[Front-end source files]
☆ ☆ ☆
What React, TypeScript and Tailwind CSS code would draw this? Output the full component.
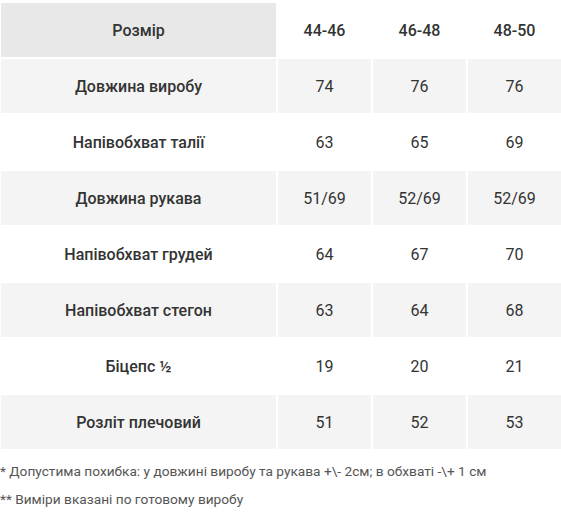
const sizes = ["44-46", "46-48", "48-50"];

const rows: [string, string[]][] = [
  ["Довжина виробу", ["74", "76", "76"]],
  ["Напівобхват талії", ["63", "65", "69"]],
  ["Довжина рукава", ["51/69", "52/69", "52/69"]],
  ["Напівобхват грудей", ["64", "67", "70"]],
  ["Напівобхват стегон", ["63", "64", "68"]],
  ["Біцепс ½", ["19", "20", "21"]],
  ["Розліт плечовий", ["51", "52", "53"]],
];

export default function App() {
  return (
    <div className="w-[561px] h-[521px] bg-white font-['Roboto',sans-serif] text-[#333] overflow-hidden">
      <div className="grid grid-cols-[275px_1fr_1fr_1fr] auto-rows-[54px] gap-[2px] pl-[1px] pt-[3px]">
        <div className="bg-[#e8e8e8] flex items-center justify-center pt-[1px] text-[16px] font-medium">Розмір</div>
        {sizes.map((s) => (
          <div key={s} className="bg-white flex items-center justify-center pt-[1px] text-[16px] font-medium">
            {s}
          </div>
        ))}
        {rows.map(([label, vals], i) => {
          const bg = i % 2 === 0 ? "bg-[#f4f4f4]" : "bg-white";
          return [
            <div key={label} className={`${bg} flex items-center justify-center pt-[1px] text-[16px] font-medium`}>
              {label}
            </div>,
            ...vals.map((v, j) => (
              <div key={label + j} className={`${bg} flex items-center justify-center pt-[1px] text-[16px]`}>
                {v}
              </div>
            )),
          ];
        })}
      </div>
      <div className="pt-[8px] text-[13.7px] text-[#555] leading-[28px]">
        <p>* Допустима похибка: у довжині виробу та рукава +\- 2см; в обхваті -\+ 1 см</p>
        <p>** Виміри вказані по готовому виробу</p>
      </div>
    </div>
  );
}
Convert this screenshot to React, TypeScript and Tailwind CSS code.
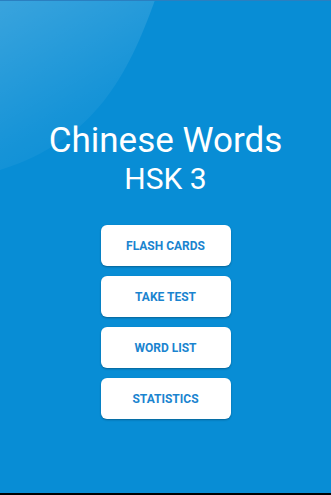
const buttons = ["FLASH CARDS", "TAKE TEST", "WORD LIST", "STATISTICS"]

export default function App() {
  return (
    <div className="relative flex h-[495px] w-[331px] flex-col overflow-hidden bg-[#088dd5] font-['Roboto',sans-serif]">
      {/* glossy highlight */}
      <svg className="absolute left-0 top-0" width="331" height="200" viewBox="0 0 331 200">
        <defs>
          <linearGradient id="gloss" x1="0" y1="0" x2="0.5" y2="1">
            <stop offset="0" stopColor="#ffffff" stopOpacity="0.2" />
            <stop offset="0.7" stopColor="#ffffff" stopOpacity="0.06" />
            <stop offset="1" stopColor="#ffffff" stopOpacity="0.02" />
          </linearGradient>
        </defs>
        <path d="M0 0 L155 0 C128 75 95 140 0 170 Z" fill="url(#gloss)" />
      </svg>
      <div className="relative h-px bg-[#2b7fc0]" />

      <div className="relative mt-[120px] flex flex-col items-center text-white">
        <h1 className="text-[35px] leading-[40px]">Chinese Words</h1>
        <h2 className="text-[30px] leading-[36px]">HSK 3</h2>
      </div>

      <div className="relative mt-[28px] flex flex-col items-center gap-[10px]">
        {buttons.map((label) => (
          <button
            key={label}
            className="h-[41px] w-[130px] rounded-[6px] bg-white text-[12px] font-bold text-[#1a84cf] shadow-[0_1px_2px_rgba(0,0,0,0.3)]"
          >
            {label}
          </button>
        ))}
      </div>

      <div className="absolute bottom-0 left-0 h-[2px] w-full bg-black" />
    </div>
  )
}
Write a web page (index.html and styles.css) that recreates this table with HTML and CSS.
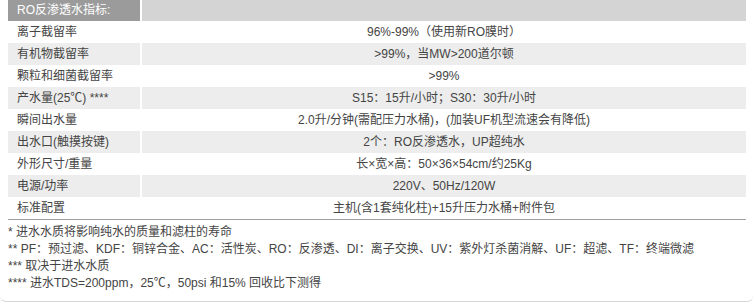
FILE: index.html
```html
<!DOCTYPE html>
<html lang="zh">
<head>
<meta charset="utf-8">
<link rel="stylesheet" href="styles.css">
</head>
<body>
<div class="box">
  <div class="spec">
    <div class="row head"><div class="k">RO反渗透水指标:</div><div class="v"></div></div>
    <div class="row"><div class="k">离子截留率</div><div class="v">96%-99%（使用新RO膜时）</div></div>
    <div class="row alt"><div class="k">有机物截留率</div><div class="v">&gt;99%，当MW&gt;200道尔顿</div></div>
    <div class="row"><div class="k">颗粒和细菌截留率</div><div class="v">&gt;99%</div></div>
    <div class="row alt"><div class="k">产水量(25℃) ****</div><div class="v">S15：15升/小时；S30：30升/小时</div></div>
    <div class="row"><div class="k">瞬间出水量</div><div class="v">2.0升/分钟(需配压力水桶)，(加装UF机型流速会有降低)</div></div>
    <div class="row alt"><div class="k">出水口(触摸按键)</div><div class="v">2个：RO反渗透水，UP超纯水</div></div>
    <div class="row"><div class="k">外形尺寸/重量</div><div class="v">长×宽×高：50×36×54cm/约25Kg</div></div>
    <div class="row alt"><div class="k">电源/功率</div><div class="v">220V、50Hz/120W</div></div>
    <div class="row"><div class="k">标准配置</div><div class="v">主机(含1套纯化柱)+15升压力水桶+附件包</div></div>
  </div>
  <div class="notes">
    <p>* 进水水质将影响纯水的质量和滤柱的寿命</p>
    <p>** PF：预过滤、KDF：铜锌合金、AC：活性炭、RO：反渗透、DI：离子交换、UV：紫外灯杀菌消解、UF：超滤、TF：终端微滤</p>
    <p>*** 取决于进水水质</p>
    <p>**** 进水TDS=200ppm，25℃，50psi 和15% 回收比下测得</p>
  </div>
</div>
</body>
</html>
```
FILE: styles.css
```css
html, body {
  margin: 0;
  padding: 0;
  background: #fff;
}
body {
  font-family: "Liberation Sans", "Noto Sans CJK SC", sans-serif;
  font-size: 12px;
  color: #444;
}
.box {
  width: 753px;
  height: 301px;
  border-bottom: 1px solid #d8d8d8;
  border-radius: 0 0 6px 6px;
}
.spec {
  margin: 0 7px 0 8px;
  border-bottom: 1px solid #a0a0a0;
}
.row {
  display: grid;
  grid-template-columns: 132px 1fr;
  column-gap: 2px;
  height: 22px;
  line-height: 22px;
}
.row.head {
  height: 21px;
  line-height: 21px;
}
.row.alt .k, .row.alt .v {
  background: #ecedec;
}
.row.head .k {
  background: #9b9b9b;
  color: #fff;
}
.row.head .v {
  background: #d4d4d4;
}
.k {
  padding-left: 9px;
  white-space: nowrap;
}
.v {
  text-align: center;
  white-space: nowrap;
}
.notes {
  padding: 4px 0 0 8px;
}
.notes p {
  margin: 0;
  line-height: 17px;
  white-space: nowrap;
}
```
☆ ☆ ☆
[Stated goal]:
Reproduce each line exactly, please, except for any pictures.

[Exercise response]:
What React, TypeScript and Tailwind CSS code would draw this? Output the full component.
const sizes = ["44-46", "46-48", "48-50"];

const rows: [string, string[]][] = [
  ["Довжина виробу", ["74", "76", "76"]],
  ["Напівобхват талії", ["63", "65", "69"]],
  ["Довжина рукава", ["51/69", "52/69", "52/69"]],
  ["Напівобхват грудей", ["64", "67", "70"]],
  ["Напівобхват стегон", ["63", "64", "68"]],
  ["Біцепс ½", ["19", "20", "21"]],
  ["Розліт плечовий", ["51", "52", "53"]],
];

export default function App() {
  return (
    <div className="w-[561px] h-[521px] bg-white font-['Roboto',sans-serif] text-[#333] overflow-hidden">
      <div className="grid grid-cols-[275px_1fr_1fr_1fr] auto-rows-[54px] gap-[2px] pl-[1px] pt-[3px]">
        <div className="bg-[#e8e8e8] flex items-center justify-center pt-[1px] text-[16px] font-medium">Розмір</div>
        {sizes.map((s) => (
          <div key={s} className="bg-white flex items-center justify-center pt-[1px] text-[16px] font-medium">
            {s}
          </div>
        ))}
        {rows.map(([label, vals], i) => {
          const bg = i % 2 === 0 ? "bg-[#f4f4f4]" : "bg-white";
          return [
            <div key={label} className={`${bg} flex items-center justify-center pt-[1px] text-[16px] font-medium`}>
              {label}
            </div>,
            ...vals.map((v, j) => (
              <div key={label + j} className={`${bg} flex items-center justify-center pt-[1px] text-[16px]`}>
                {v}
              </div>
            )),
          ];
        })}
      </div>
      <div className="pt-[8px] text-[13.7px] text-[#555] leading-[28px]">
        <p>* Допустима похибка: у довжині виробу та рукава +\- 2см; в обхваті -\+ 1 см</p>
        <p>** Виміри вказані по готовому виробу</p>
      </div>
    </div>
  );
}
Convert this screenshot to React, TypeScript and Tailwind CSS code.
const buttons = ["FLASH CARDS", "TAKE TEST", "WORD LIST", "STATISTICS"]

export default function App() {
  return (
    <div className="relative flex h-[495px] w-[331px] flex-col overflow-hidden bg-[#088dd5] font-['Roboto',sans-serif]">
      {/* glossy highlight */}
      <svg className="absolute left-0 top-0" width="331" height="200" viewBox="0 0 331 200">
        <defs>
          <linearGradient id="gloss" x1="0" y1="0" x2="0.5" y2="1">
            <stop offset="0" stopColor="#ffffff" stopOpacity="0.2" />
            <stop offset="0.7" stopColor="#ffffff" stopOpacity="0.06" />
            <stop offset="1" stopColor="#ffffff" stopOpacity="0.02" />
          </linearGradient>
        </defs>
        <path d="M0 0 L155 0 C128 75 95 140 0 170 Z" fill="url(#gloss)" />
      </svg>
      <div className="relative h-px bg-[#2b7fc0]" />

      <div className="relative mt-[120px] flex flex-col items-center text-white">
        <h1 className="text-[35px] leading-[40px]">Chinese Words</h1>
        <h2 className="text-[30px] leading-[36px]">HSK 3</h2>
      </div>

      <div className="relative mt-[28px] flex flex-col items-center gap-[10px]">
        {buttons.map((label) => (
          <button
            key={label}
            className="h-[41px] w-[130px] rounded-[6px] bg-white text-[12px] font-bold text-[#1a84cf] shadow-[0_1px_2px_rgba(0,0,0,0.3)]"
          >
            {label}
          </button>
        ))}
      </div>

      <div className="absolute bottom-0 left-0 h-[2px] w-full bg-black" />
    </div>
  )
}
Write a web page (index.html and styles.css) that recreates this table with HTML and CSS.
FILE: index.html
```html
<!DOCTYPE html>
<html lang="zh">
<head>
<meta charset="utf-8">
<link rel="stylesheet" href="styles.css">
</head>
<body>
<div class="box">
  <div class="spec">
    <div class="row head"><div class="k">RO反渗透水指标:</div><div class="v"></div></div>
    <div class="row"><div class="k">离子截留率</div><div class="v">96%-99%（使用新RO膜时）</div></div>
    <div class="row alt"><div class="k">有机物截留率</div><div class="v">&gt;99%，当MW&gt;200道尔顿</div></div>
    <div class="row"><div class="k">颗粒和细菌截留率</div><div class="v">&gt;99%</div></div>
    <div class="row alt"><div class="k">产水量(25℃) ****</div><div class="v">S15：15升/小时；S30：30升/小时</div></div>
    <div class="row"><div class="k">瞬间出水量</div><div class="v">2.0升/分钟(需配压力水桶)，(加装UF机型流速会有降低)</div></div>
    <div class="row alt"><div class="k">出水口(触摸按键)</div><div class="v">2个：RO反渗透水，UP超纯水</div></div>
    <div class="row"><div class="k">外形尺寸/重量</div><div class="v">长×宽×高：50×36×54cm/约25Kg</div></div>
    <div class="row alt"><div class="k">电源/功率</div><div class="v">220V、50Hz/120W</div></div>
    <div class="row"><div class="k">标准配置</div><div class="v">主机(含1套纯化柱)+15升压力水桶+附件包</div></div>
  </div>
  <div class="notes">
    <p>* 进水水质将影响纯水的质量和滤柱的寿命</p>
    <p>** PF：预过滤、KDF：铜锌合金、AC：活性炭、RO：反渗透、DI：离子交换、UV：紫外灯杀菌消解、UF：超滤、TF：终端微滤</p>
    <p>*** 取决于进水水质</p>
    <p>**** 进水TDS=200ppm，25℃，50psi 和15% 回收比下测得</p>
  </div>
</div>
</body>
</html>
```
FILE: styles.css
```css
html, body {
  margin: 0;
  padding: 0;
  background: #fff;
}
body {
  font-family: "Liberation Sans", "Noto Sans CJK SC", sans-serif;
  font-size: 12px;
  color: #444;
}
.box {
  width: 753px;
  height: 301px;
  border-bottom: 1px solid #d8d8d8;
  border-radius: 0 0 6px 6px;
}
.spec {
  margin: 0 7px 0 8px;
  border-bottom: 1px solid #a0a0a0;
}
.row {
  display: grid;
  grid-template-columns: 132px 1fr;
  column-gap: 2px;
  height: 22px;
  line-height: 22px;
}
.row.head {
  height: 21px;
  line-height: 21px;
}
.row.alt .k, .row.alt .v {
  background: #ecedec;
}
.row.head .k {
  background: #9b9b9b;
  color: #fff;
}
.row.head .v {
  background: #d4d4d4;
}
.k {
  padding-left: 9px;
  white-space: nowrap;
}
.v {
  text-align: center;
  white-space: nowrap;
}
.notes {
  padding: 4px 0 0 8px;
}
.notes p {
  margin: 0;
  line-height: 17px;
  white-space: nowrap;
}
```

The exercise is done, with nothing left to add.